>> start
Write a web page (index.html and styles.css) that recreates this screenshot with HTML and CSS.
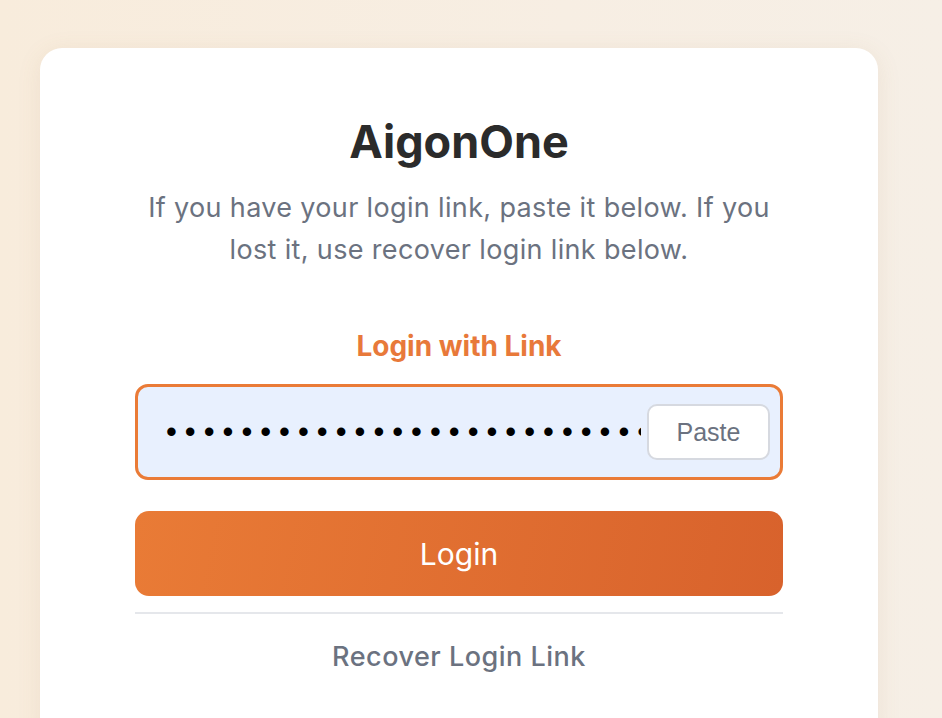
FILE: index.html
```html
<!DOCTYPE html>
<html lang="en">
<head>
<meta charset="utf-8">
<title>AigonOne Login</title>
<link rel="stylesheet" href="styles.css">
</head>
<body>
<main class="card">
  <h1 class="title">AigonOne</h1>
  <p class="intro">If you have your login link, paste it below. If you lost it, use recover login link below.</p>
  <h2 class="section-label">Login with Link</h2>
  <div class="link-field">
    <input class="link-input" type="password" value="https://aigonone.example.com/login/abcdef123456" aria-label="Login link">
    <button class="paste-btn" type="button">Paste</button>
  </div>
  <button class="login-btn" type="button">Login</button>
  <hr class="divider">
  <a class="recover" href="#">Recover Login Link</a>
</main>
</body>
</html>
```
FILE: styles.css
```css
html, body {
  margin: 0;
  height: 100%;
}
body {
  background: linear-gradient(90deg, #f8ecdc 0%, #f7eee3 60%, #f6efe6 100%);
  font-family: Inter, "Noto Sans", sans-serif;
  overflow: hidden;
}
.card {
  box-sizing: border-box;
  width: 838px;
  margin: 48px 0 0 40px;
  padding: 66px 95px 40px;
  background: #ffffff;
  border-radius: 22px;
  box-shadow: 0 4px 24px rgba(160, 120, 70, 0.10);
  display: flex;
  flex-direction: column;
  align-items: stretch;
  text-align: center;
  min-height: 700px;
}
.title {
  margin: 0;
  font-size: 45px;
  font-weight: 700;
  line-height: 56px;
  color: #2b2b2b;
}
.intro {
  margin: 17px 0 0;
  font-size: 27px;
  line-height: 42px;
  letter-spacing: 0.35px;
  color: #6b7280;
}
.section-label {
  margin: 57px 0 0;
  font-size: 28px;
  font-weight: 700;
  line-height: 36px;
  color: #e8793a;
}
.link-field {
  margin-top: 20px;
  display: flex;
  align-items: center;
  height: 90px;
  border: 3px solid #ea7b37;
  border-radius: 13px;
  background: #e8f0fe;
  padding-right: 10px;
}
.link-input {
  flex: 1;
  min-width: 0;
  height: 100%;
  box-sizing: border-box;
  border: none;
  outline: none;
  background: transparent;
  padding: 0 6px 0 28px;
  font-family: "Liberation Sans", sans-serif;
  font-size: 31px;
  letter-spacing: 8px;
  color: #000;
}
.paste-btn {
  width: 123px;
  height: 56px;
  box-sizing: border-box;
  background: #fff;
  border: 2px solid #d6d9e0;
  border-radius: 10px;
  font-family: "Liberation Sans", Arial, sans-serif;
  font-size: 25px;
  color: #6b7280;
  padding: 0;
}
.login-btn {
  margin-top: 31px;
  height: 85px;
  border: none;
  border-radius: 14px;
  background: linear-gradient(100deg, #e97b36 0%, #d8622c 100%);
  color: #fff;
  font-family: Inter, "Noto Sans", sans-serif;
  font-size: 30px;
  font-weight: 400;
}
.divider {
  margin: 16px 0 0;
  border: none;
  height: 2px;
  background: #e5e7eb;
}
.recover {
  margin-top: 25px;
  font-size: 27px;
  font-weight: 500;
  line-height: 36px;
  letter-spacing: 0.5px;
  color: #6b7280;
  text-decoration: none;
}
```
>> end
- Direction:
Gather, from the listing above, every line carrying the word "with".

- Response to the task:
Write a web page (index.html and styles.css) that recreates this screenshot with HTML and CSS.
  <h2 class="section-label">Login with Link</h2>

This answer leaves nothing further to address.